Any rabbinic text describing the factions and sects of Jews in Israel in the first century were written much later— only after groups like the Sadducees and the Essenes no longer existed.  And while biblical critics teach us that most of the NT authors never actually saw Jesus — and so their descriptions of his words and actions are at best second-hand reports — these authors definitely did record their first-hand knowledge and experience of what it was like for a Jew to live in the Land of Israel in the first century, under the oppressive Roman occupation. They often described the old Jewish sects and the tensions between them in very realistic ways.

Keep Reading

For example, the book of Acts (23:1-10) tells a surprising story about Paul, who realised he was in danger from a Jewish crowd because of his belief that Jesus had been resurrected and that faith in Jesus was the only way of achieving salvation. Paul figured out an ingenious way to escape their wrath:

“When Paul perceived that one part were Sadducees and the other Pharisees, he cried out in the council (verse 6), ‘Brethren, I am a Pharisee, a son of Pharisees; with respect to the hope and the resurrection of the dead, I am on trial’.” In other words, Paul convinced the crowd that all the opposition to him had originated from Sadducees — who did not believe in the concept of resurrection and who were angry that Paul was teaching that resurrection of the dead would occur. Once Paul made that claim, the book of Acts records that the Pharisees in the crowd rallied to Paul’s defense (“We find nothing wrong with this man”) and he successfully escaped the angry members of the crowd.

This text creates the impression that, in the first century, the followers of Jesus might have been very similar to the Pharisees — the faction that went on to become the dominant group of rabbinic Judaism. And there are many other texts in the NT that support this idea.

Familiar language and ideas

In fact, the more a modern Jewish reader is acquainted with rabbinic literature, the more he or she is likely to find texts of interest in the NT, and to notice just how similar many NT teachings are to those of the rabbis.

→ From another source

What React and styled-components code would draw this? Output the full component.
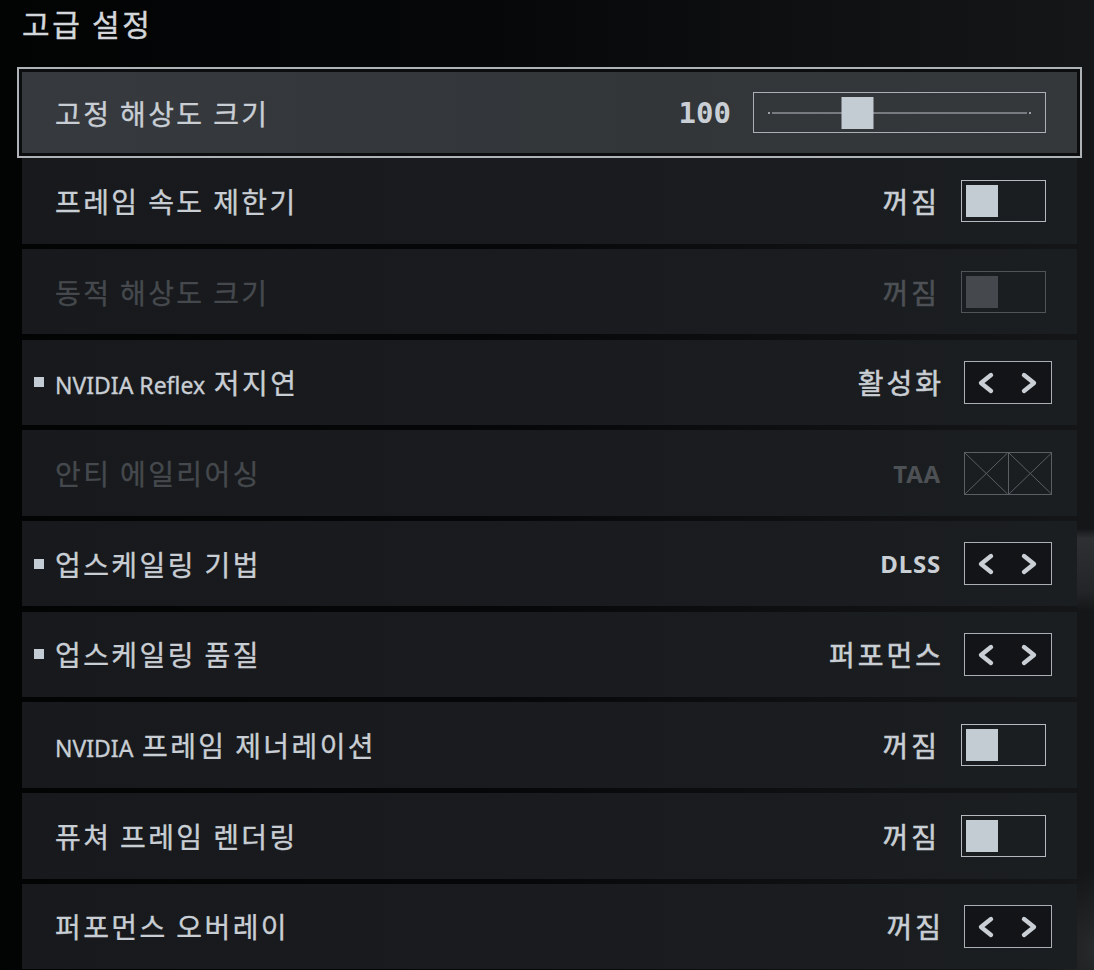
import styled, { createGlobalStyle } from "styled-components";

const GlobalStyle = createGlobalStyle`
  html, body {
    margin: 0;
    padding: 0;
    background: #060708;
  }
  body {
    font-family: "Noto Sans", "Noto Sans CJK KR", sans-serif;
  }
`;

const settings = [
  { label: "고정 해상도 크기", type: "slider", value: "100", selected: true },
  { label: "프레임 속도 제한기", type: "toggle", value: "꺼짐" },
  { label: "동적 해상도 크기", type: "toggle", value: "꺼짐", disabled: true },
  { label: ["NVIDIA Reflex", " 저지연"], type: "arrows", value: "활성화", bullet: true },
  { label: "안티 에일리어싱", type: "locked", value: "TAA", disabled: true },
  { label: "업스케일링 기법", type: "arrows", value: "DLSS", bullet: true, latin: true },
  { label: "업스케일링 품질", type: "arrows", value: "퍼포먼스", bullet: true },
  { label: ["NVIDIA", " 프레임 제너레이션"], type: "toggle", value: "꺼짐" },
  { label: "퓨쳐 프레임 렌더링", type: "toggle", value: "꺼짐" },
  { label: "퍼포먼스 오버레이", type: "arrows", value: "꺼짐" },
];

const Slider = ({ value }) => {
  const x = 16 + ((value / 200) * 0.55) * 260;
  return (
    <SliderBox>
      <svg width="291" height="39" viewBox="0 0 291 39">
        <rect x="14" y="19" width="2" height="2" fill="#9aa0a5" />
        <line x1="18" y1="20" x2="273" y2="20" stroke="#8e9398" strokeWidth="1.4" />
        <rect x="275" y="19" width="2" height="2" fill="#9aa0a5" />
        <rect x={x} y="4" width="32" height="32" fill="#c4ccd3" />
      </svg>
    </SliderBox>
  );
};

const Toggle = ({ disabled }) => (
  <ToggleBox $disabled={disabled}>
    <Knob $disabled={disabled} />
  </ToggleBox>
);

const Arrows = () => (
  <ArrowBox>
    <svg width="86" height="41" viewBox="0 0 86 41">
      <g
        fill="none"
        stroke="#c9cfd4"
        strokeWidth="4.4"
        strokeLinecap="round"
        strokeLinejoin="round"
      >
        <polyline points="26,13 16,21 26,29" />
        <polyline points="59,13 69,21 59,29" />
      </g>
    </svg>
  </ArrowBox>
);

const Crossed = () => (
  <LockedBox>
    {[0, 1].map((i) => (
      <LockedCell key={i}>
        <svg width="100%" height="100%" viewBox="0 0 43 41" preserveAspectRatio="none">
          <line x1="0" y1="0" x2="43" y2="41" stroke="#5b5f63" strokeWidth="1" />
          <line x1="43" y1="0" x2="0" y2="41" stroke="#5b5f63" strokeWidth="1" />
        </svg>
      </LockedCell>
    ))}
  </LockedBox>
);

const App = () => {
  return (
    <Page>
      <GlobalStyle />
      <Title>고급 설정</Title>
      <List>
        {settings.map((s, index) => {
          const boxed = s.type === "arrows" || s.type === "locked";
          return (
            <Row key={index} $selected={s.selected}>
              <BulletSlot>{s.bullet && <Bullet />}</BulletSlot>
              <Label $disabled={s.disabled}>
                {Array.isArray(s.label) ? (
                  <>
                    <Latin>{s.label[0]}</Latin>
                    {s.label[1]}
                  </>
                ) : (
                  s.label
                )}
              </Label>
              <Value
                $disabled={s.disabled}
                $mono={s.type === "slider"}
                $latin={s.latin || s.type === "locked"}
                $gap={boxed ? 23 : s.type === "slider" ? 22 : 24}
              >
                {s.value}
              </Value>
              {s.type === "slider" && <Slider value={100} />}
              {s.type === "toggle" && <Toggle disabled={s.disabled} />}
              {s.type === "arrows" && <Arrows />}
              {s.type === "locked" && <Crossed />}
            </Row>
          );
        })}
      </List>
    </Page>
  );
};

const Page = styled.div`
  width: 1094px;
  height: 970px;
  overflow: hidden;
  box-sizing: border-box;
  padding: 5px 0 0 22px;
  background:
    linear-gradient(180deg, rgba(0, 0, 0, 0) 0%, rgba(0, 0, 0, 0) 54.5%, rgba(52, 54, 57, 0.8) 55.5%, rgba(44, 46, 49, 0.6) 61%, rgba(0, 0, 0, 0) 63%) right / 17px 100% no-repeat,
    radial-gradient(ellipse 60px 80px at 1094px 950px, rgba(60, 60, 60, 0.5), rgba(0, 0, 0, 0)),
    linear-gradient(90deg, #020303 0%, #060708 45%, #0e1012 75%, #141618 100%);
`;

const Title = styled.h1`
  margin: 0;
  font-family: "Noto Sans CJK KR", sans-serif;
  font-size: 30px;
  line-height: 36px;
  font-weight: 400;
  letter-spacing: 2.7px;
  -webkit-text-stroke: 0.4px #d3d7db;
  color: #d3d7db;
`;

const List = styled.div`
  margin-top: 31px;
  width: 1055px;
  display: flex;
  flex-direction: column;
  gap: 5.2px;
`;

const Row = styled.div`
  height: ${(p) => (p.$selected ? 81 : 85.5)}px;
  flex-shrink: 0;
  box-sizing: border-box;
  display: flex;
  align-items: center;
  padding: 0 31px 0 12px;
  background: ${(p) =>
    p.$selected
      ? "linear-gradient(90deg, #36393d 0%, #333639 60%, #35383b 100%)"
      : "linear-gradient(90deg, #17191c 0%, #191b1e 55%, #1b1e21 100%)"};
  box-shadow: ${(p) =>
    p.$selected ? "0 0 0 3px #0c0d0e, 0 0 0 5px #aeb3b8" : "none"};
`;

const BulletSlot = styled.span`
  width: 10px;
  height: 10px;
  margin-right: 11px;
  flex-shrink: 0;
`;

const Bullet = styled.span`
  display: block;
  width: 10px;
  height: 10px;
  background: #c3ccd4;
`;

const Label = styled.span`
  flex: 1;
  font-family: "Noto Sans CJK KR", sans-serif;
  font-size: 28px;
  font-weight: 400;
  letter-spacing: 2.4px;
  color: ${(p) => (p.$disabled ? "#45494d" : "#c8ced4")};
  -webkit-text-stroke: 0.35px ${(p) => (p.$disabled ? "#45494d" : "#c8ced4")};
  white-space: nowrap;
`;

const Latin = styled.span`
  font-family: "Noto Sans", sans-serif;
  font-size: 23px;
  letter-spacing: 0;
`;

const Value = styled.span`
  margin-right: ${(p) => p.$gap - (p.$mono || p.$latin ? 0 : 3)}px;
  font-family: ${(p) =>
    p.$mono
      ? '"DejaVu Sans Mono", monospace'
      : p.$latin
      ? '"Noto Sans", sans-serif'
      : '"Noto Sans CJK KR", sans-serif'};
  font-size: ${(p) => (p.$mono ? 29 : p.$latin ? 24 : 28)}px;
  font-weight: ${(p) => (p.$mono || p.$latin ? 700 : 400)};
  letter-spacing: ${(p) => (p.$latin ? "0.8px" : p.$mono ? "0" : "3px")};
  color: ${(p) => (p.$disabled ? "#4d5155" : "#c9cfd4")};
  -webkit-text-stroke: ${(p) =>
    p.$mono || p.$latin ? "0" : `0.55px ${p.$disabled ? "#4d5155" : "#c9cfd4"}`};
  white-space: nowrap;
`;

const SliderBox = styled.div`
  width: 293px;
  height: 41px;
  box-sizing: border-box;
  border: 1px solid #aab0b5;
  display: flex;
`;

const ToggleBox = styled.div`
  width: 85px;
  height: 42px;
  box-sizing: border-box;
  border: 1px solid ${(p) => (p.$disabled ? "#505458" : "#b4babf")};
  padding: 4px;
  display: flex;
  align-items: center;
`;

const Knob = styled.span`
  width: 32px;
  height: 32px;
  background: ${(p) => (p.$disabled ? "#45484c" : "#c4ccd3")};
`;

const ArrowBox = styled.div`
  width: 88px;
  height: 43px;
  margin-right: -6px;
  box-sizing: border-box;
  border: 1px solid #a9afb4;
  background: #121417;
  display: flex;
`;

const LockedBox = styled.div`
  width: 88px;
  height: 43px;
  margin-right: -6px;
  box-sizing: border-box;
  border: 1px solid #5b5f63;
  display: flex;
`;

const LockedCell = styled.div`
  flex: 1;
  display: flex;
  & + & {
    border-left: 1px solid #5b5f63;
  }
  svg {
    display: block;
  }
`;

export default App;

For example, Jesus is quoted in Mark as coming to the defense of some of his disciples who had been criticized by the Pharisees for breaking the laws of the Sabbath. Jesus said that they had done no wrong since “The Sabbath was made for man, not man for the Sabbath” (Mark 2:27).

Some readers over the years have concluded that Jesus was making an antinomian statement, devaluing the Sabbath.  But students of rabbinic literature will recognise that Jesus’ words sound very similar to those of Rabbi Yonatan b. Yosef in the Talmud, explaining why the Sabbath may be desecrated to save a human life (Yoma 85b): “‘It [= the Sabbath] is holy for you’ means that the Sabbath was handed over to you and you were not handed over to it.” This is not to say that Jesus and Rabbi Yonatan would necessarily agree about the criteria that justify breaking the Sabbath. But Jesus’ remarks appear much more orthodox when read beside those of Rabbi Yonatan.

Much of the Sermon on the Mount (Matthew 5-7) reads, on a rhetorical level, like an anti-rabbinic text. In it Jesus argues that the righteousness of “the Scribes and the Pharisees” (= the rabbis) is insufficient and he challenges his followers to strive for what he considered a higher level of morality. The “Lord’s prayer” (Matthew 6:9-13) is introduced by Jesus with a charge to his followers not to pray the way the hypocrites pray in synagogue.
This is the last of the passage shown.